Interesting that complimentary team dependency thing mentioned by Coach Spoelstra, given that Chris Bosh plays on a Miami squad that includes two of the three best players in professional basketball, LeBron James and Dwyane Wade.

But at present, the Miami Heat have no worries: Bosh is solidifying his reputation, reaching his potentiality and acting to his casting.

In the Miami scheme this year, the philosophy is movement. Set defenses—Boston, Chicago, even Dallas—made life very difficult for the Heat last year. Chris Bosh is a key factor in lubricating Miami Heat team motion.

On the fast break—which the Heat want to run at every opportunity— Spoelstra expects Bosh to pull up for the three, slash down the lane as a trailer or, if the break is slowed, orchestrate the team offense from the head of the circle, quickly. From the key, Bosh can look for cutters, open shooters in the corners or pass off and set himself up in the low blocks to receive a return pass, hopefully for a score.

It all has to be done efficiently, without turnovers. Bosh’s career turnover rate is only 2.2, so he can be trusted.

Would any other power forward in the NBA be asked to execute all that Bosh is being asked to accomplish? Very doubtful.

Blake Griffin doesn’t pass well enough and he can’t shoot the three. Nowitzki can’t orchestrate like Bosh. Kevin Love doesn’t defend like Bosh, and his offensive game is not mature enough yet. Pau Gasol is too abashed to accept Bosh-like responsibility.

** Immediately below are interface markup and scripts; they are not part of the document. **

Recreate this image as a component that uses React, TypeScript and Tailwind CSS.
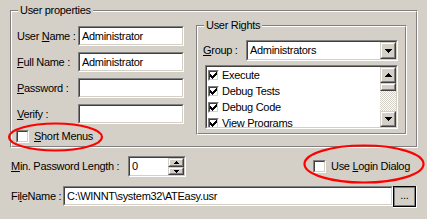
import React from "react";

const sunkenOuter =
  "border border-t-[#808080] border-l-[#808080] border-r-white border-b-white";
const sunkenInner =
  "border border-t-[#404040] border-l-[#404040] border-r-[#d4d0c8] border-b-[#d4d0c8]";
const raisedOuter =
  "border border-t-[#d4d0c8] border-l-[#d4d0c8] border-r-[#404040] border-b-[#404040]";
const raisedInner =
  "border border-t-white border-l-white border-r-[#808080] border-b-[#808080] bg-[#d4d0c8]";

function Sunken({
  className,
  children,
}: {
  className: string;
  children?: React.ReactNode;
}) {
  return (
    <div className={`${sunkenOuter} ${className}`}>
      <div className={`${sunkenInner} flex h-full w-full bg-white`}>
        {children}
      </div>
    </div>
  );
}

function Raised({
  className,
  children,
}: {
  className: string;
  children?: React.ReactNode;
}) {
  return (
    <div className={`${raisedOuter} ${className}`}>
      <div
        className={`${raisedInner} flex h-full w-full items-center justify-center`}
      >
        {children}
      </div>
    </div>
  );
}

function Arrow({ up, small }: { up?: boolean; small?: boolean }) {
  const d = small
    ? "M0 0h5v1h-5z M1 1h3v1h-3z M2 2h1v1h-1z"
    : "M0 0h7v1h-7z M1 1h5v1h-5z M2 2h3v1h-3z M3 3h1v1h-1z";
  const w = small ? 5 : 7;
  const h = small ? 3 : 4;
  return (
    <svg
      width={w}
      height={h}
      viewBox={`0 0 ${w} ${h}`}
      shapeRendering="crispEdges"
      className={up ? "rotate-180" : ""}
    >
      <path d={d} fill="#000" />
    </svg>
  );
}

function CheckBox({ checked, size = 13 }: { checked?: boolean; size?: number }) {
  return (
    <div
      className={`${sunkenOuter} shrink-0`}
      style={{ width: size, height: size }}
    >
      <div
        className={`${sunkenInner} flex h-full w-full items-center justify-center bg-white`}
      >
        {checked && (
          <svg width="7" height="7" viewBox="0 0 7 7" shapeRendering="crispEdges">
            <path
              d="M6 0h1v1h-1z M5 1h2v1h-2z M0 2h1v1h-1z M4 2h3v1h-3z M0 3h2v1h-2z M3 3h3v1h-3z M0 4h5v1h-5z M1 5h3v1h-3z M2 6h1v1h-1z"
              fill="#000"
            />
          </svg>
        )}
      </div>
    </div>
  );
}

function Group({
  title,
  className,
  children,
}: {
  title: string;
  className: string;
  children?: React.ReactNode;
}) {
  return (
    <div
      className={`relative border border-t-[#808080] border-l-[#808080] border-r-white border-b-white ${className}`}
    >
      <span className="absolute -top-[7px] left-[7px] bg-[#d4d0c8] px-[2px] leading-[13px]">
        {title}
      </span>
      <div className="h-full w-full border border-t-white border-l-white border-r-[#808080] border-b-[#808080]">
        {children}
      </div>
    </div>
  );
}

const fields = [
  { pre: "User ", key: "N", post: "ame :", value: "Administrator" },
  { pre: "", key: "F", post: "ull Name :", value: "Administrator" },
  { pre: "", key: "P", post: "assword :", value: "" },
  { pre: "", key: "V", post: "erify :", value: "" },
];

const rights = ["Execute", "Debug Tests", "Debug Code", "View Programs"];

export default function App() {
  return (
    <div className="relative h-[219px] w-[427px] overflow-hidden bg-[#d4d0c8] pl-[10px] pt-[10px] font-['Liberation_Sans',Arial,sans-serif] text-[11px] leading-[13px] tracking-[-0.3px] text-black">
      <Group title="User properties" className="h-[138px] w-[408px]">
        <div className="flex">
          {/* left column */}
          <div className="flex flex-col gap-[6px] pl-[5px] pt-[14px]">
            {fields.map((f) => (
              <div key={f.key} className="flex h-[20px] items-center">
                <span className="w-[61px]">
                  {f.pre}
                  <u>{f.key}</u>
                  {f.post}
                </span>
                <Sunken className="h-[20px] w-[106px]">
                  <span className="flex items-center pl-[2px]">{f.value}</span>
                </Sunken>
              </div>
            ))}
            <div className="-ml-[1px] flex h-[13px] items-center">
              <CheckBox />
              <span className="ml-[5px]">
                <u>S</u>hort Menus
              </span>
            </div>
          </div>

          {/* user rights */}
          <div className="ml-[12px] pt-[13px]">
            <Group title="User Rights" className="h-[110px] w-[211px]">
              <div className="mt-[13px] flex items-center pl-[5px]">
                <span className="w-[43px]">
                  <u>G</u>roup :
                </span>
                <Sunken className="h-[21px] w-[152px]">
                  <span className="flex flex-1 items-center pl-[2px]">
                    Administrators
                  </span>
                  <Raised className="h-full w-[16px]">
                    <Arrow />
                  </Raised>
                </Sunken>
              </div>
              <Sunken className="ml-[7px] mt-[4px] h-[64px] w-[193px]">
                <div className="flex-1 overflow-hidden">
                  {rights.map((r) => (
                    <div key={r} className="flex h-[16px] items-center pl-[1px]">
                      <CheckBox checked size={11} />
                      <span className="ml-[3px]">{r}</span>
                    </div>
                  ))}
                </div>
                <div className="flex w-[16px] flex-col">
                  <Raised className="h-[16px] w-[16px]">
                    <Arrow up />
                  </Raised>
                  <Raised className="h-[8px] w-[16px]" />
                  <div className="flex-1 bg-[repeating-conic-gradient(#d4d0c8_0%_25%,#ffffff_0%_50%)] bg-[length:2px_2px]" />
                  <Raised className="h-[16px] w-[16px]">
                    <Arrow />
                  </Raised>
                </div>
              </Sunken>
            </Group>
          </div>
        </div>
      </Group>

      {/* min password length row */}
      <div className="ml-[1px] mt-[8px] flex h-[21px] items-center">
        <span className="w-[117px]">
          <u>M</u>in. Password Length :
        </span>
        <Sunken className="h-[21px] w-[58px]">
          <span className="flex flex-1 items-center pl-[2px]">0</span>
          <div className="flex w-[16px] flex-col">
            <Raised className="h-[9px] w-[16px]">
              <Arrow up small />
            </Raised>
            <Raised className="h-[8px] w-[16px]">
              <Arrow small />
            </Raised>
          </div>
        </Sunken>
        <div className="ml-[127px] flex items-center">
          <CheckBox />
          <span className="ml-[5px]">
            Use <u>L</u>ogin Dialog
          </span>
        </div>
      </div>

      {/* file name row */}
      <div className="ml-[1px] mt-[9px] flex items-start">
        <span className="flex h-[20px] w-[52px] items-center">
          Fi<u>l</u>eName :
        </span>
        <Sunken className="h-[20px] w-[330px]">
          <span className="flex items-center pl-[2px]">
            C:\WINNT\system32\ATEasy.usr
          </span>
        </Sunken>
        <div className="border-b border-r border-white">
          <div className="h-[21px] w-[23px] border border-black">
            <div className="flex h-full w-full items-center justify-center border border-[#808080] pb-[2px]">
              ...
            </div>
          </div>
        </div>
      </div>

      {/* red annotation ellipses */}
      <svg
        className="pointer-events-none absolute left-0 top-0"
        width="427"
        height="219"
      >
        <ellipse cx="55.5" cy="137" rx="46.5" ry="13.5" fill="none" stroke="#ff0000" strokeWidth="2.2" />
        <ellipse cx="364" cy="164" rx="59.5" ry="18.5" fill="none" stroke="#ff0000" strokeWidth="2.2" />
      </svg>
    </div>
  );
}
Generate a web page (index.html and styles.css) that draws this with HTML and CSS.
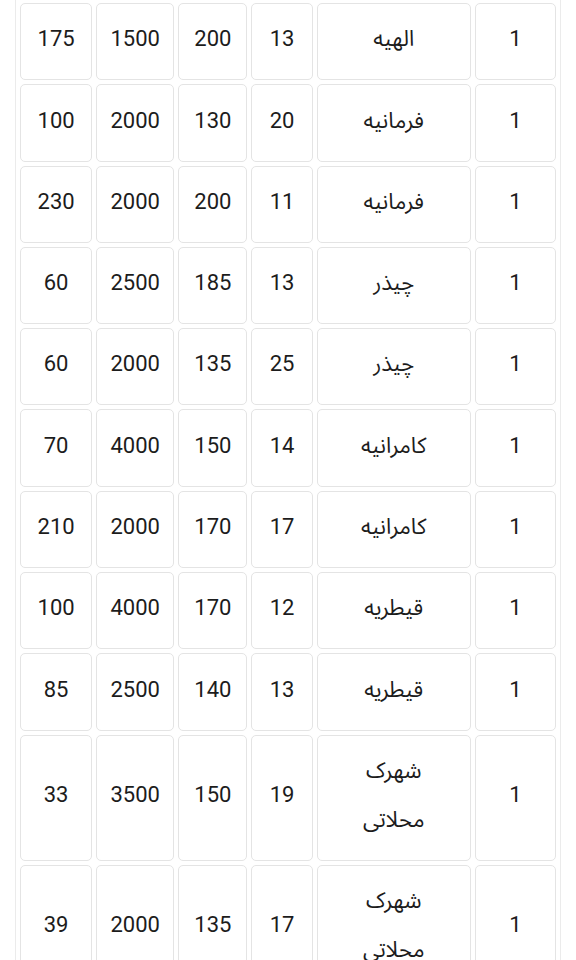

Chris Bosh is the NBA’s most underrated big forward because his game goes beyond the numbers more so than any other forward of his type despite his numbers being impressive in and of themselves.

Unselfishly, Bosh, one of the newly chosen 20 USA Olympic finalists, is breaking boundaries at the power forward position. 

He’s stretching himself to unseen dimensions, just like the Miami Heat want him to.